“Avrai guadagnato il tuo fratello se…”

(Commento al Vangelo di don Gianni Boezzi)

E’ un tema difficile quello del Vangelo di oggi, che parla di correzione fraterna: un gesto, che deve essere, assolutamente, iscritto nell’ambito della carità:”…fuggite il male con orrore, scrive Paolo ai fedeli della comunità di Roma, attaccatevi al bene...” (Rm.12,9); ed è, appunto per conseguire, questo “bene” che, all’interno di una comunità, nel nostro caso, una comunità di credenti, i fratelli, in cammino verso una medesima meta, si aiutano, illuminandosi ed esortandosi a vicenda, nel caso qualcuno venga meno, si fermi o devii.

La correzione fraterna non è, mai, un discorso semplice, infatti, esso suppone che, all’interno della comunità, grande o piccola, non importa, si sia instaurato, e si viva realmente una buona dimensione fraterna, fatta di stima, di fiducia, di rispetto e di affetto sincero, quando non anche di profonda amicizia. Solo in un tessuto comunitario di questo tipo, è possibile un sereno reciproco richiamo, che non sia arrogante, offensivo, umiliante, che non abbia sapore di condanna e di giudizio, ma di sollecitudine nel bene, e per il bene, del singolo e di tutti. Molto spesso, il nostro sguardo è, lo sguardo di chi giudica, e che, istintivamente, condanna, e, talvolta, severamente; c’è solo uno sguardo, capace di salvare, e, questo, è lo sguardo di Dio, che libera e salva; ecco perché, la correzione fraterna, ha senso ed efficacia, solo, se nasce da un cuore misericordioso, che, prima di misurarsi sul fratello, si misura con l’amore sconfinato di Dio, il quale: “Non gode della morte del peccatore, ma piuttosto, che desista dalla sua condotta e viva” (Ez.18,23).

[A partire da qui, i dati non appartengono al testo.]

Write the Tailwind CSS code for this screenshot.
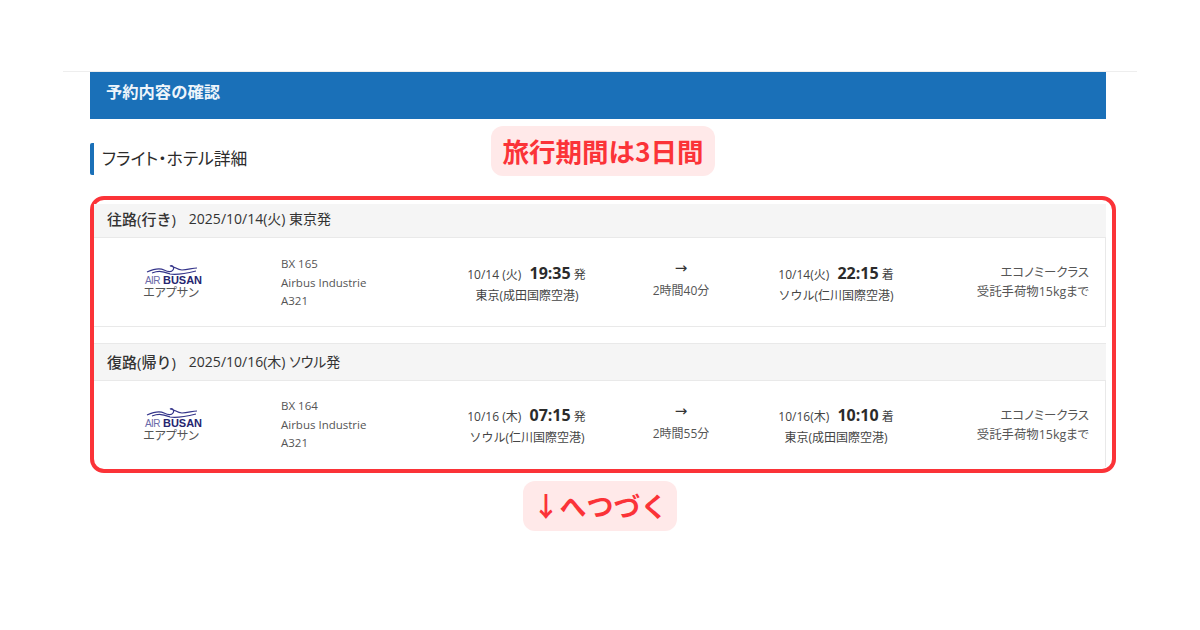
<!DOCTYPE html>
<html lang="ja">
<head>
    <meta charset="UTF-8">
    <title>予約内容の確認</title>
    <script src="https://cdn.jsdelivr.net/npm/@tailwindcss/browser@4"></script>
</head>
<body class="bg-white font-['Open_Sans','Noto_Sans_CJK_JP',sans-serif] text-[#333]">
<div class="relative w-[1200px] h-[630px] overflow-hidden pt-[71px]">
    <div class="mx-[63px] h-px bg-[#eeeeee]"></div>

    <div class="ml-[90px] w-[1016px] h-[47px] bg-[#1a70b8] pl-[16px] pt-[7px] text-[16.3px] leading-[26px] font-semibold text-[#eef5fb]">予約内容の確認</div>

    <!-- 見出し -->
    <div class="ml-[90px] mt-[24px] h-[32px] border-l-4 border-[#1a70b8] rounded-[2px] pl-[8px] text-[16.8px] leading-[32px] text-[#2b2b2b] [font-feature-settings:'palt']">フライト・ホテル詳細</div>

    <!-- 赤枠 -->
    <div class="ml-[90px] mt-[21px] w-[1026px] h-[277px] border-4 border-[#fb3338] rounded-[14px] pt-[4px] pr-[6px]">
        <div class="h-[34px] bg-[#f5f5f5] border-b border-[#e9e9e9] pl-[13px] leading-[30px] flex gap-[13px]">
            <span class="text-[15px] font-medium">往路(行き)</span><span class="text-[14px] [font-feature-settings:'palt']">2025/10/14(火) 東京発</span>
        </div>
        <div class="h-[89px] border-b border-r border-[#e9e9e9] grid grid-cols-[154px_182px_194px_114px_196px_155px] items-center text-[12px] text-[#444]">
            <div class="flex flex-col items-center pt-[1px]">
                <div class="w-[54px] h-[20px] relative">
                    <svg class="absolute left-0 top-0" width="54" height="12" viewBox="0 0 54 12" fill="none" stroke="#34348a" stroke-width="1.2"><path d="M3 8C12 4 16 4 20 6C24 8 27 9 29 6C31 3 28 1 26 2C30 2 33 6 38 6C44 6 48 4 53 4"/><path d="M8 9C16 6 20 8 26 10C32 11 44 9 52 7"/></svg>
                    <div class="absolute left-[1px] bottom-[-2px] whitespace-nowrap text-[11px] leading-[11px] font-bold text-[#25256f] font-['Liberation_Sans',sans-serif]"><span class="text-[#6a6aa8] font-normal text-[10px] tracking-[-0.6px]">AIR</span> BUSAN</div>
                </div>
                <span class="leading-[16px] mt-[1px] text-[#555] [font-feature-settings:'palt']">エアプサン</span>
            </div>
            <div class="pl-[33px] pt-[2px] text-[11.5px] leading-[18.5px] text-[#555]">BX 165<br>Airbus Industrie<br>A321</div>
            <div class="text-center pt-[2px]">
                <div class="leading-[24px] -ml-[1px]">10/14 (火)&nbsp;&thinsp; <b class="text-[16px] text-[#2b2b2b]">19:35</b> 発</div>
                <div class="leading-[18px]">東京(成田国際空港)</div>
            </div>
            <div class="text-center text-[12px] text-[#555] pb-[4px]">
                <div class="text-[15px] leading-[22px] text-[#333] font-['DejaVu_Sans',sans-serif]">→</div>
                <div class="leading-[24px]">2時間40分</div>
            </div>
            <div class="text-center pt-[1px]">
                <div class="leading-[24px]">10/14(火)&nbsp;&thinsp; <b class="text-[16px] text-[#2b2b2b]">22:15</b> 着</div>
                <div class="leading-[18px]">ソウル(仁川国際空港)</div>
            </div>
            <div class="text-right text-[12.4px] leading-[19px] text-[#555] [font-feature-settings:'palt']">エコノミークラス<br>受託手荷物15kgまで</div>
        </div>

        <div class="mt-[16px] h-[38px] bg-[#f5f5f5] border-y border-[#e9e9e9] pl-[13px] leading-[36px] flex gap-[13px]">
            <span class="text-[15px] font-medium">復路(帰り)</span><span class="text-[14px] [font-feature-settings:'palt']">2025/10/16(木) ソウル発</span>
        </div>
        <div class="h-[86px] border-r border-[#e9e9e9] grid grid-cols-[154px_182px_194px_114px_196px_155px] items-center text-[12px] text-[#444]">
            <div class="flex flex-col items-center pt-[3px]">
                <div class="w-[54px] h-[20px] relative">
                    <svg class="absolute left-0 top-0" width="54" height="12" viewBox="0 0 54 12" fill="none" stroke="#34348a" stroke-width="1.2"><path d="M3 8C12 4 16 4 20 6C24 8 27 9 29 6C31 3 28 1 26 2C30 2 33 6 38 6C44 6 48 4 53 4"/><path d="M8 9C16 6 20 8 26 10C32 11 44 9 52 7"/></svg>
                    <div class="absolute left-[1px] bottom-[-2px] whitespace-nowrap text-[11px] leading-[11px] font-bold text-[#25256f] font-['Liberation_Sans',sans-serif]"><span class="text-[#6a6aa8] font-normal text-[10px] tracking-[-0.6px]">AIR</span> BUSAN</div>
                </div>
                <span class="leading-[16px] mt-[1px] text-[#555] [font-feature-settings:'palt']">エアプサン</span>
            </div>
            <div class="pl-[33px] pt-[2px] text-[11.5px] leading-[18.5px] text-[#555]">BX 164<br>Airbus Industrie<br>A321</div>
            <div class="text-center pt-[2px]">
                <div class="leading-[24px] -ml-[1px]">10/16 (木)&nbsp;&thinsp; <b class="text-[16px] text-[#2b2b2b]">07:15</b> 発</div>
                <div class="leading-[18px]">ソウル(仁川国際空港)</div>
            </div>
            <div class="text-center text-[12px] text-[#555] pb-[2px]">
                <div class="text-[15px] leading-[22px] text-[#333] font-['DejaVu_Sans',sans-serif]">→</div>
                <div class="leading-[24px]">2時間55分</div>
            </div>
            <div class="text-center pt-[2px]">
                <div class="leading-[24px]">10/16(木)&nbsp;&thinsp; <b class="text-[16px] text-[#2b2b2b]">10:10</b> 着</div>
                <div class="leading-[18px]">東京(成田国際空港)</div>
            </div>
            <div class="text-right pt-[2px] text-[12.4px] leading-[19px] text-[#555] [font-feature-settings:'palt']">エコノミークラス<br>受託手荷物15kgまで</div>
        </div>
    </div>

    <!-- 注釈 -->
    <div class="absolute left-[491px] top-[126px] w-[224px] h-[50px] rounded-[12px] bg-[#ffe9e9] text-center text-[26.5px] leading-[50px] font-bold text-[#fb3338] font-['Noto_Sans_CJK_JP',sans-serif]">旅行期間は3日間</div>
    <div class="absolute left-[523px] top-[481px] w-[154px] h-[50px] rounded-[12px] bg-[#ffe9e9] text-center text-[27px] leading-[50px] font-bold text-[#fb3338] font-['Noto_Sans_CJK_JP',sans-serif]">↓へつづく</div>
</div>
</body>
</html>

Ecco, la correzione fraterna ha questo scopo: illuminare i fratelli che, con noi, danno vita ad una medesima comunità, sia essa la famiglia, una cerchia di amici, un gruppo ecclesiale, o qualsiasi altro tipo di comunità, illuminarli, esortarli e aiutarli in tutti modi, percorrere assieme la via che Cristo ci ha indicato, abbandonando quelle scorciatoie, e quelle vie tortuose, che ci mettono in contrasto con la legge di Dio e con gli insegnamenti di Cristo. Quando parliamo di correzione fraterna, antichissima pratica delle comunità cristiane, non parliamo dunque, di un atteggiamento gretto, meschino, pedante, rigido, bigotto, che diventa facilmente ipocrita e disumano; parliamo di altro, che esige maturità, intelligenza, prudenza, delicatezza, e tolleranza; parliamo di una vigilanza affettuosa, che nasce da una fiducia reciproca, da una conoscenza profonda delle persone che ci stanno vicine, conoscenza della loro storia, dell’ambiente sociale culturale in cui si sono maturate, delle loro capacità, dei loro progetti e desideri, come anche delle loro fragilità, che possono indurli nella tentazione di lasciarsi sedurre, oggi più che mai, dai numerosi idoli, che la cultura corrente propone.

La correzione fraterna è, quindi, una parola amica, talvolta, una parola forte, ma che nasce dal cuore, una parola intelligente e ricca di umanità, che si fa eco della parola di Dio, per indicare al fratello, all’amico, la via sicura della salvezza, proteggendolo dalle chine pericolose, che conducono lontano da Dio. Anche, quando la correzione fraterna fallisce, la speranza non deve, mai, venir meno, né deve affievolirsi l’amore, secondo quel sublime modello, che Cristo ci ha svelato nella parabola del figlio prodigo, il giovane avventuriero, capace di sciupare, in breve tempo, un notevole capitale, eppure, sempre presente nel cuore di quel Padre, immagine di Dio, che, da lontano, scruta l’orizzonte, col desiderio di veder, finalmente, spuntare la figura di quel figlio “perduto” (Lc 15,20).

Come Lui, anche noi, senza stimarci migliori degli altri, dobbiamo attendere, con la speranza, tenuta viva dall’amore, che, chi si è allontanato, ritorni, per godere dell’abbraccio del Padre, del dono grande della comunione fraterna, e della felicità di sentirsi nuovamente a casa.